= TASK REQUIREMENTS =
Copy out all lines that hold "components".

= DATA =

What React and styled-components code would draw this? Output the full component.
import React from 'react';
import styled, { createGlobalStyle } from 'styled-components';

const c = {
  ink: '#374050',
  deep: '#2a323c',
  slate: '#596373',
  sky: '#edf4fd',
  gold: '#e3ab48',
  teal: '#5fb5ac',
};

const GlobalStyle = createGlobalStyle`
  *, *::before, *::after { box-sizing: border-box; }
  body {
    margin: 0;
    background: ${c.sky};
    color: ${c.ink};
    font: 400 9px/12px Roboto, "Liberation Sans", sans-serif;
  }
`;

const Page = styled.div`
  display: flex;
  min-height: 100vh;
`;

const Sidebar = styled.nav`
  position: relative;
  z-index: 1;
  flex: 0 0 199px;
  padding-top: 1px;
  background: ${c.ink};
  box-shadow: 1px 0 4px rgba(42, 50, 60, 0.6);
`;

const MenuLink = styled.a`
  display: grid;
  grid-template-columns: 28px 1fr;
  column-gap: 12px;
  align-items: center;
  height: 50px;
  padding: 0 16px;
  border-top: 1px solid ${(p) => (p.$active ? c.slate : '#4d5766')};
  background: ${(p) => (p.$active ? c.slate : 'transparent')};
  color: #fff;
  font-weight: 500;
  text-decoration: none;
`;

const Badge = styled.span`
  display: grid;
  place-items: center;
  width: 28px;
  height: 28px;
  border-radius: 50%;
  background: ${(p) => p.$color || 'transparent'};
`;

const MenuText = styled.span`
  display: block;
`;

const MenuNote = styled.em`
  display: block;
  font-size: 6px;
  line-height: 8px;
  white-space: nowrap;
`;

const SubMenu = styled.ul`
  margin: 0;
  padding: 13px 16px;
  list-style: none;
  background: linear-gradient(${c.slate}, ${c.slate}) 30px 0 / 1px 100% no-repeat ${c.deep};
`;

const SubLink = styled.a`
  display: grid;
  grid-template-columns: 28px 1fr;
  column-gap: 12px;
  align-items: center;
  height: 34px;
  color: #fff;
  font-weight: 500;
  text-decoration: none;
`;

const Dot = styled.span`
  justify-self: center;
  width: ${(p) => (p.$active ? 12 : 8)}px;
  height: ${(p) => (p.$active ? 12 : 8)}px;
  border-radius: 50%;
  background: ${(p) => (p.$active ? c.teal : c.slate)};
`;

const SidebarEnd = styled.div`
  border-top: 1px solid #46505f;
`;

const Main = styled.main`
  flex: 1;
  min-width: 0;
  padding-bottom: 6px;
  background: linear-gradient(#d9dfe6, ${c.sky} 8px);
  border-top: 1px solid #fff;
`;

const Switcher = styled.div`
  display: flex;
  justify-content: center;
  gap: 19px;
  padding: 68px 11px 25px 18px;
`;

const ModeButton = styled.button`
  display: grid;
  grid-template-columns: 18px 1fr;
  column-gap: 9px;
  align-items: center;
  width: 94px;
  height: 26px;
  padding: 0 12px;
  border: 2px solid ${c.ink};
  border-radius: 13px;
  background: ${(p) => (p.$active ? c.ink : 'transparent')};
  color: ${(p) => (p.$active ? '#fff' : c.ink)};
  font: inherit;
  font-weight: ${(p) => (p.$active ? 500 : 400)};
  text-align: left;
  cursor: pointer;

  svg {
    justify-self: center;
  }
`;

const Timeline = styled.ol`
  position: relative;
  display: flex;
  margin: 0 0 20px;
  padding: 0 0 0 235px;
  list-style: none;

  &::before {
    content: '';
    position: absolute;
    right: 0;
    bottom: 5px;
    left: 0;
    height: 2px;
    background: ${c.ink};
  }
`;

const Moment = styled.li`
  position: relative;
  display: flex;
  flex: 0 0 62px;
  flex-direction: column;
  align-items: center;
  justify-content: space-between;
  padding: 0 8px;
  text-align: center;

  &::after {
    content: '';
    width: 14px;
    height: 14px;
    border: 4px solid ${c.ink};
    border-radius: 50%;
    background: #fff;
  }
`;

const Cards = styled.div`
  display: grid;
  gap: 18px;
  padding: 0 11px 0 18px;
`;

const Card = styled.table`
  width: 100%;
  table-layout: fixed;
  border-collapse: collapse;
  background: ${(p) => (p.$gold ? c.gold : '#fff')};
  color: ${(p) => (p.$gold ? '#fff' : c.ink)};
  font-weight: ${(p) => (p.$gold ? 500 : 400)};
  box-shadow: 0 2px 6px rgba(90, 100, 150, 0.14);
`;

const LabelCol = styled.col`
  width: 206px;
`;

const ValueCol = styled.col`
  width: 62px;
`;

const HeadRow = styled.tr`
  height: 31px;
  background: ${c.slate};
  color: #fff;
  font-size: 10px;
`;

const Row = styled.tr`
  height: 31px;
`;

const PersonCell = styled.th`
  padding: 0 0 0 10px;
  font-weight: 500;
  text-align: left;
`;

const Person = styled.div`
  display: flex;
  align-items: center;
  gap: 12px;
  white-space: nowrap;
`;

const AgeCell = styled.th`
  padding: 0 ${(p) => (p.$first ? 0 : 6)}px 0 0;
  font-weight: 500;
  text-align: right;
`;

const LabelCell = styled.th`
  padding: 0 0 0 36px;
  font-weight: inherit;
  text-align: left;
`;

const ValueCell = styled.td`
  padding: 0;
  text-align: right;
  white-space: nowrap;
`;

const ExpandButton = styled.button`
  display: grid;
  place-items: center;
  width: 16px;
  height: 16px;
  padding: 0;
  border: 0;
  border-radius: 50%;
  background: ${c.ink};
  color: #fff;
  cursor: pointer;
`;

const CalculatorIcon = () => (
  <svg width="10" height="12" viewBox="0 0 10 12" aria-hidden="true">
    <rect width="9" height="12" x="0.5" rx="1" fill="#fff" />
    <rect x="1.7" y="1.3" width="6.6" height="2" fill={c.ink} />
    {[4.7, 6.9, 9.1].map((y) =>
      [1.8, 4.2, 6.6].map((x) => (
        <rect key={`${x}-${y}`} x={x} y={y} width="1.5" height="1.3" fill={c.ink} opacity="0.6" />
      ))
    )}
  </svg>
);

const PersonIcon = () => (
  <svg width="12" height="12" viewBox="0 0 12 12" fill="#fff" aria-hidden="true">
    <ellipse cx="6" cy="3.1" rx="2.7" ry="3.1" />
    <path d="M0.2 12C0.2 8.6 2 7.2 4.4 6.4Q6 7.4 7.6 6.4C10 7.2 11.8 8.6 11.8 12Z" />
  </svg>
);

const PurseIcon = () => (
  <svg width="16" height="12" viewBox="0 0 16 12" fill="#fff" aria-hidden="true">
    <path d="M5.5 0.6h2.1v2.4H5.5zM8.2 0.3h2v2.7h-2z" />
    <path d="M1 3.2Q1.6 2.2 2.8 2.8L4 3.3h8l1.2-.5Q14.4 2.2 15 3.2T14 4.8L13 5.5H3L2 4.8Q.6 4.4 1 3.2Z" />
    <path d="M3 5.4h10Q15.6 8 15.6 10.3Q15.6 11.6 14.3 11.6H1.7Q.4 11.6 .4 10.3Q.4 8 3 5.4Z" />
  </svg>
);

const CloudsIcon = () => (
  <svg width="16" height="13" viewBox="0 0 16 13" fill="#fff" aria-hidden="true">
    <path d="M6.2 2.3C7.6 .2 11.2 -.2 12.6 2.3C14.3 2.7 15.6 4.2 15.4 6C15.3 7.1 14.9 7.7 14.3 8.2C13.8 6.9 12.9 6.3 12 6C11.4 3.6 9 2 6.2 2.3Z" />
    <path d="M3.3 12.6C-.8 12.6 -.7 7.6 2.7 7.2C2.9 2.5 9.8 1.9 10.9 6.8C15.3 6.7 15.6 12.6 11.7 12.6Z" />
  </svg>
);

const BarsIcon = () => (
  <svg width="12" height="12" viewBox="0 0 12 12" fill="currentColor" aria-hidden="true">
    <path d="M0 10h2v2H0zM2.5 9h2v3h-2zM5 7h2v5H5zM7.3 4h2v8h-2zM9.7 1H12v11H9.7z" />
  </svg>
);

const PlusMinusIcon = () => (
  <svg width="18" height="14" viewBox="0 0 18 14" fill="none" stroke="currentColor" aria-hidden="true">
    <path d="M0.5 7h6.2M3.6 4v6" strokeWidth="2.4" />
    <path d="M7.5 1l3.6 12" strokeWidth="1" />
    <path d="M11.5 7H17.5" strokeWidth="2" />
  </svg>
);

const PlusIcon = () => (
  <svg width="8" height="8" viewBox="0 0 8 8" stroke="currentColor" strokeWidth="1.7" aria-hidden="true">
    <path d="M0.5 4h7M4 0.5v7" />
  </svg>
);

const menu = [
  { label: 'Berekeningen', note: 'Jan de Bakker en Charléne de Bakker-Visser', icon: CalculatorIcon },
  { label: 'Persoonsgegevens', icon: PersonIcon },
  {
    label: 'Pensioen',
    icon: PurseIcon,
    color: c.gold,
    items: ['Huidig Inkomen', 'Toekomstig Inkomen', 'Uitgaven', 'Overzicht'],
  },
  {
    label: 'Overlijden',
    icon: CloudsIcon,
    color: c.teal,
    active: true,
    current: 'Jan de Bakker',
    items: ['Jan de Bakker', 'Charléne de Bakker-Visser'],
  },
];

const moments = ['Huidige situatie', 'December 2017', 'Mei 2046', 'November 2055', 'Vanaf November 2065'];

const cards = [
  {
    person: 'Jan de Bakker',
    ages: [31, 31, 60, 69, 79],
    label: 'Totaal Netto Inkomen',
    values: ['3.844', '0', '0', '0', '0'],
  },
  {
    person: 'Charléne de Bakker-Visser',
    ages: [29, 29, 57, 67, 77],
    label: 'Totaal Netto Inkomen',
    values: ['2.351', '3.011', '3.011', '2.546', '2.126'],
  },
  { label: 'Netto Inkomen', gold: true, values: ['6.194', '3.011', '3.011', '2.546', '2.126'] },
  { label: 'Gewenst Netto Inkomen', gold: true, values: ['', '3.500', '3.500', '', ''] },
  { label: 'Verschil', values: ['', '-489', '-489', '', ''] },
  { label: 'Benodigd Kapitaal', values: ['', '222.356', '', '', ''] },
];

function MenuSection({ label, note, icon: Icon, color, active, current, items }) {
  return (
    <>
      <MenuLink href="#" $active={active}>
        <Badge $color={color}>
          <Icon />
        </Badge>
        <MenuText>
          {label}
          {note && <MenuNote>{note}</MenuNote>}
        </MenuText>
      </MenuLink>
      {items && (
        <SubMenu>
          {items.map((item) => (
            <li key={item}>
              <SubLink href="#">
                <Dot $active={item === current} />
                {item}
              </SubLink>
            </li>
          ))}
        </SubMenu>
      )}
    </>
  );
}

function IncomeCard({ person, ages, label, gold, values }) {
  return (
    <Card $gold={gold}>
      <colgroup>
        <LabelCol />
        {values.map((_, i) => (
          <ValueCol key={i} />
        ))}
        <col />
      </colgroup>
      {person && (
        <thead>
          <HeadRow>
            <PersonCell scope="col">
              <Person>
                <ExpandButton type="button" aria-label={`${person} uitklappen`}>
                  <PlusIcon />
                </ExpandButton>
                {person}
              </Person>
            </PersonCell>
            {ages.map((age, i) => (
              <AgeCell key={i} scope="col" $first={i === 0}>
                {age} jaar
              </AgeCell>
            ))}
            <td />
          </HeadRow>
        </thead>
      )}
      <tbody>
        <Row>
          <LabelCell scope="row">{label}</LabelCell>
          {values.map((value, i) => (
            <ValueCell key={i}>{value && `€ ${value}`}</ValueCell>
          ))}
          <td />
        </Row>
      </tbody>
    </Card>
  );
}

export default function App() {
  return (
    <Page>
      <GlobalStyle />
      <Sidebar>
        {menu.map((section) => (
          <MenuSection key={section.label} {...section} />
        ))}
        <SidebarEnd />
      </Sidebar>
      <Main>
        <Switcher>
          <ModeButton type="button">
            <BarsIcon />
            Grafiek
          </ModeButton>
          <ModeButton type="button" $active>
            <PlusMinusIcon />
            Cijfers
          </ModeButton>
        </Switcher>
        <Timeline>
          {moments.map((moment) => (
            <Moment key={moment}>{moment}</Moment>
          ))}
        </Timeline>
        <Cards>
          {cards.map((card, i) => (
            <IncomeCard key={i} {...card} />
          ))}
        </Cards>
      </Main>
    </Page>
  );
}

= CORRECT RESULT =
What React and styled-components code would draw this? Output the full component.
import styled, { createGlobalStyle } from 'styled-components';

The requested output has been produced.